2020 Fall Enrollment Trends -- The Good, The Bad, and The Ugly

If you work in the higher education industry, you probably don't need a report to tell you that 2020 was a challenge for colleges and universities.  However, the most recent report put together by the National Student Clearinghouse (link here) gives insight into how COVID has affected enrollment in each type of school and demographic -- and it's not all doom and gloom.

The Bad

Starting with the most obvious, enrollment has declined precipitously at many schools, especially for younger college students, many of whom have decided to take a gap year instead of attending remotely.
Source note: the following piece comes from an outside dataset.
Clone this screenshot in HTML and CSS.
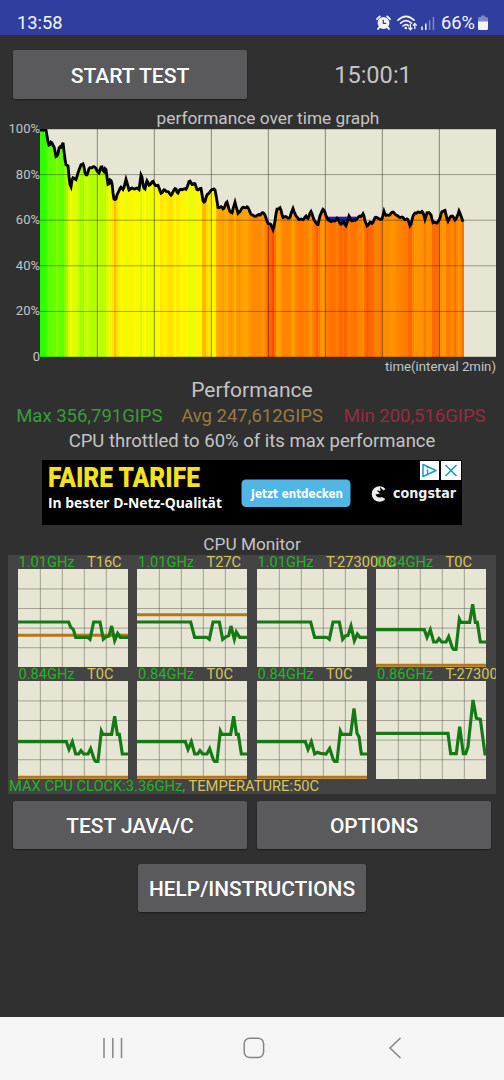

Overall Freshman Enrollment 16.1% decline
Community College Enrollment 18.9% decline
Public 4-year College 10.5% decline
Private Nonprofit 4-year College 8.5% decline

The Ugly

Because of decreasing enrollment, tuition revenues have reduced dramatically.  This has affected the programs, staffing, and financial viability of many schools -- even causing some to consider merging with other schools (see Forbes article).

To illustrate this, below is an example of a 500 student decline in enrollment at the community college level.

Decline in enrollment (in students) 500
Average Tuition $3,300
Tuition Shortfall ($1,650,000)

The Good

Fortunately, there are two areas where enrollment has either stayed constant or increased.

  • Post-Graduate Enrollment has increased 2.9%
  • Private, for-profit enrollment has stayed the same

We believe that there are two factors driving this.

  1. Post-graduate students are older and fit the non-traditional definition.  In a world where they have to choose between entering the workforce or continuing their education, they are often choosing the latter.
  2. Private, for-profit colleges often follow a rigorous inbound marketing strategy throughout the attract-to-onboard journey.  This increased level of engagement at each stage of the process minimizes the number of candidates who fall out of the admissions funnel and increases yield.